**EXTRACTED ENTRIES:**
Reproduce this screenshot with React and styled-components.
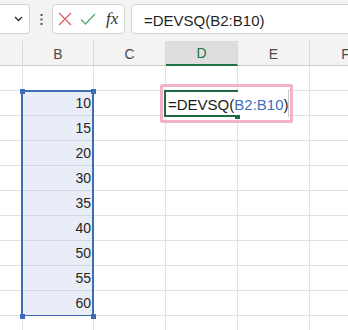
import React from 'react';
import styled, { createGlobalStyle } from 'styled-components';

const GlobalStyle = createGlobalStyle`
  html, body {
    margin: 0;
    padding: 0;
    background: #ffffff;
  }
  body {
    font-family: "Liberation Sans", Arial, sans-serif;
    overflow: hidden;
  }
`;

const columns = [
  { key: 'A', width: 23 },
  { key: 'B', width: 71 },
  { key: 'C', width: 72 },
  { key: 'D', width: 72 },
  { key: 'E', width: 72 },
  { key: 'F', width: 72 },
];

const values = [10, 15, 20, 30, 35, 40, 50, 55, 60];
const ROW_COUNT = 11;

export default function App() {
  return (
    <>
      <GlobalStyle />
      <Sheet>
        <FormulaBar>
          <NameBox>
            <svg width="9" height="6" viewBox="0 0 9 6">
              <path d="M1 1 L4.5 4.5 L8 1" fill="none" stroke="#333" strokeWidth="1.4" />
            </svg>
          </NameBox>
          <Dots>
            <svg width="3" height="11" viewBox="0 0 3 11">
              <rect x="0.5" y="0" width="2" height="2" fill="#555" />
              <rect x="0.5" y="4.5" width="2" height="2" fill="#555" />
              <rect x="0.5" y="9" width="2" height="2" fill="#555" />
            </svg>
          </Dots>
          <FxBox>
            <svg width="14" height="14" viewBox="0 0 14 14">
              <path d="M1 1 L13 13 M13 1 L1 13" stroke="#e06262" strokeWidth="1.4" fill="none" />
            </svg>
            <CheckIcon width="16" height="14" viewBox="0 0 16 14">
              <path d="M1 7.5 L5.5 12 L15 2" stroke="#5aab73" strokeWidth="1.4" fill="none" />
            </CheckIcon>
            <FxLabel>fx</FxLabel>
          </FxBox>
          <FormulaInput>=DEVSQ(B2:B10)</FormulaInput>
        </FormulaBar>

        <Grid>
          {columns.map((col) => (
            <Column key={col.key} $width={col.width}>
              <HeaderCell $active={col.key === 'D'}>{col.key === 'A' ? '' : col.key}</HeaderCell>
              {col.key === 'B' ? (
                <>
                  <Cell />
                  <Range>
                    {values.map((v) => (
                      <Cell key={v} $selected>{v}</Cell>
                    ))}
                    <Handle $top $left />
                    <Handle $top />
                    <Handle $left />
                    <Handle />
                  </Range>
                  <Cell />
                </>
              ) : (
                Array.from({ length: ROW_COUNT }).map((_, i) => (
                  <Cell key={i}>
                    {col.key === 'D' && i === 1 && (
                      <Editor>
                        <ActiveFrame />
                        <FillHandle />
                        <span>=DEVSQ(</span>
                        <RefText>B2:B10</RefText>
                        <span>)</span>
                        <Annotation />
                      </Editor>
                    )}
                  </Cell>
                ))
              )}
            </Column>
          ))}
        </Grid>
      </Sheet>
    </>
  );
}

const Sheet = styled.div`
  width: 348px;
  height: 330px;
  overflow: hidden;
  background: #ffffff;
`;

const FormulaBar = styled.div`
  display: flex;
  align-items: flex-start;
  height: 41px;
  padding-top: 4px;
  box-sizing: border-box;
  background: #f3f3f3;
`;

const Box = styled.div`
  height: 30px;
  box-sizing: border-box;
  background: #ffffff;
  border: 1px solid #d3d3d3;
  border-radius: 4px;
`;

const NameBox = styled(Box)`
  width: 40px;
  margin-left: -10px;
  display: flex;
  align-items: center;
  justify-content: flex-end;
  padding-right: 6px;
`;

const Dots = styled.div`
  width: 22px;
  height: 30px;
  display: flex;
  align-items: center;
  justify-content: center;
`;

const FxBox = styled(Box)`
  width: 73px;
  display: flex;
  align-items: center;
  padding-left: 5px;
`;

const CheckIcon = styled.svg`
  margin-left: 8px;
`;

const FxLabel = styled.span`
  margin-left: 10px;
  font-family: "Liberation Serif", "Times New Roman", serif;
  font-style: italic;
  font-size: 17px;
  color: #333333;
  line-height: 1;
  margin-top: -1px;
`;

const FormulaInput = styled(Box)`
  flex: 1;
  margin-left: 6px;
  margin-right: -10px;
  padding: 4px 0 0 12px;
  font-size: 15px;
  line-height: 24px;
  color: #1f1f1f;
`;

const Grid = styled.div`
  display: flex;
`;

const Column = styled.div`
  display: flex;
  flex-direction: column;
  flex-shrink: 0;
  width: ${(p) => p.$width}px;
`;

const HeaderCell = styled.div`
  height: 25px;
  box-sizing: border-box;
  display: flex;
  align-items: center;
  justify-content: center;
  font-size: 14px;
  line-height: 16px;
  padding-top: 1px;
  color: ${(p) => (p.$active ? '#1e7145' : '#4a4a4a')};
  background: ${(p) => (p.$active ? '#dedede' : '#f3f3f3')};
  border-right: 1px solid #d8d8d8;
  border-bottom: ${(p) => (p.$active ? '2px solid #1e7145' : '1px solid #cdcdcd')};
`;

const Cell = styled.div`
  position: relative;
  height: 25px;
  box-sizing: border-box;
  display: flex;
  align-items: center;
  justify-content: flex-end;
  padding-right: 2px;
  font-size: 14px;
  line-height: 16px;
  color: #262626;
  background: ${(p) => (p.$selected ? '#e8edf8' : '#ffffff')};
  border-right: 1px solid ${(p) => (p.$selected ? '#d3d8e2' : '#e1e1e1')};
  border-bottom: 1px solid ${(p) => (p.$selected ? '#d3d8e2' : '#e1e1e1')};
`;

const Range = styled.div`
  position: relative;
  display: flex;
  flex-direction: column;

  &::after {
    content: '';
    position: absolute;
    top: -1px;
    left: -2px;
    right: 0;
    bottom: -1px;
    border: 2px solid #3d6db5;
    pointer-events: none;
  }
`;

const Handle = styled.span`
  position: absolute;
  z-index: 1;
  width: 5px;
  height: 5px;
  background: #3d6db5;
  ${(p) => (p.$top ? 'top: -2px;' : 'bottom: -3px;')}
  ${(p) => (p.$left ? 'left: -3px;' : 'right: -2px;')}
`;

const Editor = styled.div`
  position: absolute;
  z-index: 3;
  left: -2px;
  top: -1px;
  width: 125px;
  height: 27px;
  box-sizing: border-box;
  padding: 3px 0 0 4px;
  background: #ffffff;
  border-right: 1px solid #c8c8c8;
  font-size: 15px;
  line-height: 24px;
  color: #1a1a1a;
  white-space: nowrap;
  text-align: left;
`;

const ActiveFrame = styled.span`
  position: absolute;
  left: 0;
  top: 0;
  width: 74px;
  height: 27px;
  box-sizing: border-box;
  border: 2px solid #1e6b43;
  border-right: none;
  pointer-events: none;
`;

const FillHandle = styled.span`
  position: absolute;
  left: 71px;
  top: 25px;
  width: 5px;
  height: 4px;
  background: #1e6b43;
`;

const RefText = styled.span`
  color: #3f6fbf;
`;

const Annotation = styled.span`
  position: absolute;
  top: -6px;
  left: -4px;
  right: -5px;
  bottom: -6px;
  border: 3px solid #f2b3ca;
  border-radius: 2px;
  pointer-events: none;
`;
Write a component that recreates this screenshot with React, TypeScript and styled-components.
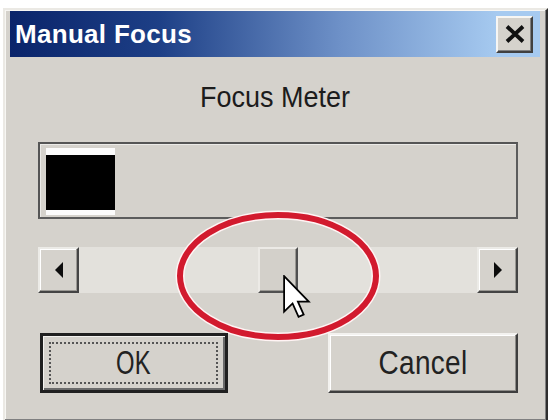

**WHAT THE TASK REQUIRES:**
Return the listing above unchanged, apart from dropping its pictures.

**EXERCISE OUTPUT:**
Reproduce this screenshot with React and styled-components.
import React from 'react';
import styled, { createGlobalStyle } from 'styled-components';

const GlobalStyle = createGlobalStyle`
  html, body {
    margin: 0;
    padding: 0;
    background: #ffffff;
  }
  body {
    font-family: "Liberation Sans", Arial, sans-serif;
    overflow: hidden;
  }
`;

const columns = [
  { key: 'A', width: 23 },
  { key: 'B', width: 71 },
  { key: 'C', width: 72 },
  { key: 'D', width: 72 },
  { key: 'E', width: 72 },
  { key: 'F', width: 72 },
];

const values = [10, 15, 20, 30, 35, 40, 50, 55, 60];
const ROW_COUNT = 11;

export default function App() {
  return (
    <>
      <GlobalStyle />
      <Sheet>
        <FormulaBar>
          <NameBox>
            <svg width="9" height="6" viewBox="0 0 9 6">
              <path d="M1 1 L4.5 4.5 L8 1" fill="none" stroke="#333" strokeWidth="1.4" />
            </svg>
          </NameBox>
          <Dots>
            <svg width="3" height="11" viewBox="0 0 3 11">
              <rect x="0.5" y="0" width="2" height="2" fill="#555" />
              <rect x="0.5" y="4.5" width="2" height="2" fill="#555" />
              <rect x="0.5" y="9" width="2" height="2" fill="#555" />
            </svg>
          </Dots>
          <FxBox>
            <svg width="14" height="14" viewBox="0 0 14 14">
              <path d="M1 1 L13 13 M13 1 L1 13" stroke="#e06262" strokeWidth="1.4" fill="none" />
            </svg>
            <CheckIcon width="16" height="14" viewBox="0 0 16 14">
              <path d="M1 7.5 L5.5 12 L15 2" stroke="#5aab73" strokeWidth="1.4" fill="none" />
            </CheckIcon>
            <FxLabel>fx</FxLabel>
          </FxBox>
          <FormulaInput>=DEVSQ(B2:B10)</FormulaInput>
        </FormulaBar>

        <Grid>
          {columns.map((col) => (
            <Column key={col.key} $width={col.width}>
              <HeaderCell $active={col.key === 'D'}>{col.key === 'A' ? '' : col.key}</HeaderCell>
              {col.key === 'B' ? (
                <>
                  <Cell />
                  <Range>
                    {values.map((v) => (
                      <Cell key={v} $selected>{v}</Cell>
                    ))}
                    <Handle $top $left />
                    <Handle $top />
                    <Handle $left />
                    <Handle />
                  </Range>
                  <Cell />
                </>
              ) : (
                Array.from({ length: ROW_COUNT }).map((_, i) => (
                  <Cell key={i}>
                    {col.key === 'D' && i === 1 && (
                      <Editor>
                        <ActiveFrame />
                        <FillHandle />
                        <span>=DEVSQ(</span>
                        <RefText>B2:B10</RefText>
                        <span>)</span>
                        <Annotation />
                      </Editor>
                    )}
                  </Cell>
                ))
              )}
            </Column>
          ))}
        </Grid>
      </Sheet>
    </>
  );
}

const Sheet = styled.div`
  width: 348px;
  height: 330px;
  overflow: hidden;
  background: #ffffff;
`;

const FormulaBar = styled.div`
  display: flex;
  align-items: flex-start;
  height: 41px;
  padding-top: 4px;
  box-sizing: border-box;
  background: #f3f3f3;
`;

const Box = styled.div`
  height: 30px;
  box-sizing: border-box;
  background: #ffffff;
  border: 1px solid #d3d3d3;
  border-radius: 4px;
`;

const NameBox = styled(Box)`
  width: 40px;
  margin-left: -10px;
  display: flex;
  align-items: center;
  justify-content: flex-end;
  padding-right: 6px;
`;

const Dots = styled.div`
  width: 22px;
  height: 30px;
  display: flex;
  align-items: center;
  justify-content: center;
`;

const FxBox = styled(Box)`
  width: 73px;
  display: flex;
  align-items: center;
  padding-left: 5px;
`;

const CheckIcon = styled.svg`
  margin-left: 8px;
`;

const FxLabel = styled.span`
  margin-left: 10px;
  font-family: "Liberation Serif", "Times New Roman", serif;
  font-style: italic;
  font-size: 17px;
  color: #333333;
  line-height: 1;
  margin-top: -1px;
`;

const FormulaInput = styled(Box)`
  flex: 1;
  margin-left: 6px;
  margin-right: -10px;
  padding: 4px 0 0 12px;
  font-size: 15px;
  line-height: 24px;
  color: #1f1f1f;
`;

const Grid = styled.div`
  display: flex;
`;

const Column = styled.div`
  display: flex;
  flex-direction: column;
  flex-shrink: 0;
  width: ${(p) => p.$width}px;
`;

const HeaderCell = styled.div`
  height: 25px;
  box-sizing: border-box;
  display: flex;
  align-items: center;
  justify-content: center;
  font-size: 14px;
  line-height: 16px;
  padding-top: 1px;
  color: ${(p) => (p.$active ? '#1e7145' : '#4a4a4a')};
  background: ${(p) => (p.$active ? '#dedede' : '#f3f3f3')};
  border-right: 1px solid #d8d8d8;
  border-bottom: ${(p) => (p.$active ? '2px solid #1e7145' : '1px solid #cdcdcd')};
`;

const Cell = styled.div`
  position: relative;
  height: 25px;
  box-sizing: border-box;
  display: flex;
  align-items: center;
  justify-content: flex-end;
  padding-right: 2px;
  font-size: 14px;
  line-height: 16px;
  color: #262626;
  background: ${(p) => (p.$selected ? '#e8edf8' : '#ffffff')};
  border-right: 1px solid ${(p) => (p.$selected ? '#d3d8e2' : '#e1e1e1')};
  border-bottom: 1px solid ${(p) => (p.$selected ? '#d3d8e2' : '#e1e1e1')};
`;

const Range = styled.div`
  position: relative;
  display: flex;
  flex-direction: column;

  &::after {
    content: '';
    position: absolute;
    top: -1px;
    left: -2px;
    right: 0;
    bottom: -1px;
    border: 2px solid #3d6db5;
    pointer-events: none;
  }
`;

const Handle = styled.span`
  position: absolute;
  z-index: 1;
  width: 5px;
  height: 5px;
  background: #3d6db5;
  ${(p) => (p.$top ? 'top: -2px;' : 'bottom: -3px;')}
  ${(p) => (p.$left ? 'left: -3px;' : 'right: -2px;')}
`;

const Editor = styled.div`
  position: absolute;
  z-index: 3;
  left: -2px;
  top: -1px;
  width: 125px;
  height: 27px;
  box-sizing: border-box;
  padding: 3px 0 0 4px;
  background: #ffffff;
  border-right: 1px solid #c8c8c8;
  font-size: 15px;
  line-height: 24px;
  color: #1a1a1a;
  white-space: nowrap;
  text-align: left;
`;

const ActiveFrame = styled.span`
  position: absolute;
  left: 0;
  top: 0;
  width: 74px;
  height: 27px;
  box-sizing: border-box;
  border: 2px solid #1e6b43;
  border-right: none;
  pointer-events: none;
`;

const FillHandle = styled.span`
  position: absolute;
  left: 71px;
  top: 25px;
  width: 5px;
  height: 4px;
  background: #1e6b43;
`;

const RefText = styled.span`
  color: #3f6fbf;
`;

const Annotation = styled.span`
  position: absolute;
  top: -6px;
  left: -4px;
  right: -5px;
  bottom: -6px;
  border: 3px solid #f2b3ca;
  border-radius: 2px;
  pointer-events: none;
`;
Write a component that recreates this screenshot with React, TypeScript and styled-components.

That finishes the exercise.